Mais ce n'est pas tout : les accords d'entreprise, où les salariés acceptent temporairement la baisse de leurs avantages, y compris de leurs salaires en contrepartie du maintien de l'emploi, ont été très nombreux : 17 % du total des entreprises, dont 51 % de celles de plus de 250 salariés, pratiquaient en 2009 ce type d'accord. De même, l'État a apporté des aides très importantes au « Kurzarbeit », sous forme de prise en charge des cotisations sociales. La dérégulation de l'intérim et des contrats atypiques (CDD) a aussi permis que l'ajustement porte sur les contrats atypiques et non sur l'emploi permanent. Enfin, l'importance très faible des contrats publics aidés doit être notée. A ce sujet, l'OIT se lance dans une critique appuyée de ces contrats, en relevant que l'expérience montre qu'ils ne facilitent pas l'intégration de leurs bénéficiaires et qu'ils devraient être réservés aux personnes très éloignées du travail ou en mauvaise santé.

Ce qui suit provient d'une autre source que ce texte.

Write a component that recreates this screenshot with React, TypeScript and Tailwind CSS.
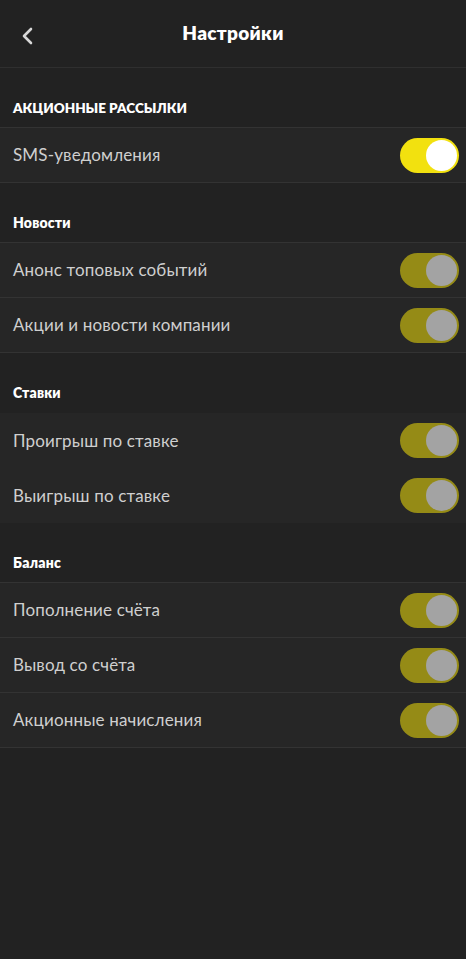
import { useState } from 'react';

type Item = { id: string; label: string; on: boolean };
type Section = { title: string; items: Item[]; divided: boolean; caps?: boolean };

const sections: Section[] = [
  {
    title: 'АКЦИОННЫЕ РАССЫЛКИ',
    divided: true,
    caps: true,
    items: [{ id: 'sms', label: 'SMS-уведомления', on: true }],
  },
  {
    title: 'Новости',
    divided: true,
    items: [
      { id: 'top', label: 'Анонс топовых событий', on: false },
      { id: 'promo', label: 'Акции и новости компании', on: false },
    ],
  },
  {
    title: 'Ставки',
    divided: false,
    items: [
      { id: 'lose', label: 'Проигрыш по ставке', on: false },
      { id: 'win', label: 'Выигрыш по ставке', on: false },
    ],
  },
  {
    title: 'Баланс',
    divided: true,
    items: [
      { id: 'dep', label: 'Пополнение счёта', on: false },
      { id: 'out', label: 'Вывод со счёта', on: false },
      { id: 'bonus', label: 'Акционные начисления', on: false },
    ],
  },
];

function Toggle({ on, onClick }: { on: boolean; onClick: () => void }) {
  return (
    <button
      onClick={onClick}
      className={
        on
          ? 'flex h-[35px] w-[59px] items-center justify-end rounded-full bg-[#f2e10f] px-[2px]'
          : 'flex h-[35px] w-[59px] items-center justify-end rounded-full bg-[#958b16] px-[2px]'
      }
    >
      <span
        className={
          on
            ? 'block h-[31px] w-[31px] rounded-full bg-white'
            : 'block h-[31px] w-[31px] rounded-full bg-[#a3a3a3]'
        }
      />
    </button>
  );
}

export default function App() {
  const [state, setState] = useState<Record<string, boolean>>(() => {
    const s: Record<string, boolean> = {};
    sections.forEach((sec) => sec.items.forEach((it) => (s[it.id] = it.on)));
    return s;
  });

  return (
    <div className="min-h-[959px] w-full bg-[#222222] font-['Lato','Noto_Sans',sans-serif]">
      {/* Header */}
      <div className="relative flex h-[68px] items-center justify-center border-b border-[#2f2f2f]">
        <button className="absolute left-[16px] top-[22px] p-1">
          <svg width="16" height="20" viewBox="0 0 16 20" fill="none">
            <path d="M11 3 L4 10 L11 17" stroke="#d8d8d8" strokeWidth="2.6" strokeLinecap="round" strokeLinejoin="round" />
          </svg>
        </button>
        <h1 className="text-[19px] font-extrabold tracking-[0.3px] text-white">Настройки</h1>
      </div>

      {sections.map((sec) => (
        <div key={sec.title}>
          <div className="flex h-[59px] items-end px-[13px] pb-[9px]">
            <span
              className={
                sec.caps
                  ? 'text-[13.5px] font-extrabold leading-[20px] text-white'
                  : 'text-[14px] font-extrabold leading-[20px] tracking-[0.2px] text-white'
              }
            >
              {sec.title}
            </span>
          </div>
          <div className={sec.divided ? 'border-t border-[#333333]' : 'border-t border-[#222222]'}>
            {sec.items.map((it) => (
              <div
                key={it.id}
                className={
                  sec.divided
                    ? 'flex h-[55px] items-center justify-between border-b border-[#333333] bg-[#262626] pl-[13px] pr-[7px]'
                    : 'flex h-[55px] items-center justify-between bg-[#262626] pl-[13px] pr-[7px]'
                }
              >
                <span className="text-[17px] tracking-[0.15px] text-[#cfcfcf]">{it.label}</span>
                <Toggle on={state[it.id]} onClick={() => setState({ ...state, [it.id]: !state[it.id] })} />
              </div>
            ))}
          </div>
        </div>
      ))}
    </div>
  );
}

Que penser, dans cet esprit, des mesures que compte prendre la France ? Incontestablement favorables sont, d'une part, le crédit d'impôt de 20 milliards, sorte de plan de relance (mais cinq années après l'Allemagne…), et l'accord qui devait intervenir entre les partenaires sociaux, ou être imposé par l'État, pour mettre en œuvre les accords majoritaires d'entreprise, qui se veulent la copie de ceux que nous avons évoqués à propos de l'Allemagne. En revanche, la pénalisation prévue des contrats précaires suscite la critique : non seulement, comme Laurence Parisot l'a remarqué, ce n'est pas en rendant plus onéreux ces contrats que l'on embauchera davantage en CDI, mais plus simplement l'expérience allemande montre que l'on ne peut vouloir à la fois protéger le personnel permanent et interdire les contrats précaires : l'ajustement doit pouvoir se faire quelque part, indépendamment de la réduction du temps de travail. C'est ici la cohérence qui manque. En troisième lieu, l'efficacité des contrats publics aidés paraît, à en croire l'OIT, manquer largement d'adéquation au problème. Enfin, la relance est faible et contredite par une augmentation de la fiscalité pesant sur les entreprises.

Pour vaincre le chômage dans les circonstances actuelles, l'arsenal français est donc bien maigre et aussi contradictoire par certains aspects, à l'opposé de l'ensemble des mesures prises chez notre voisin. La France a donné depuis longtemps la préférence au chômage et à son traitement social toujours aussi généreux et peu incitatif à la reprise du travail.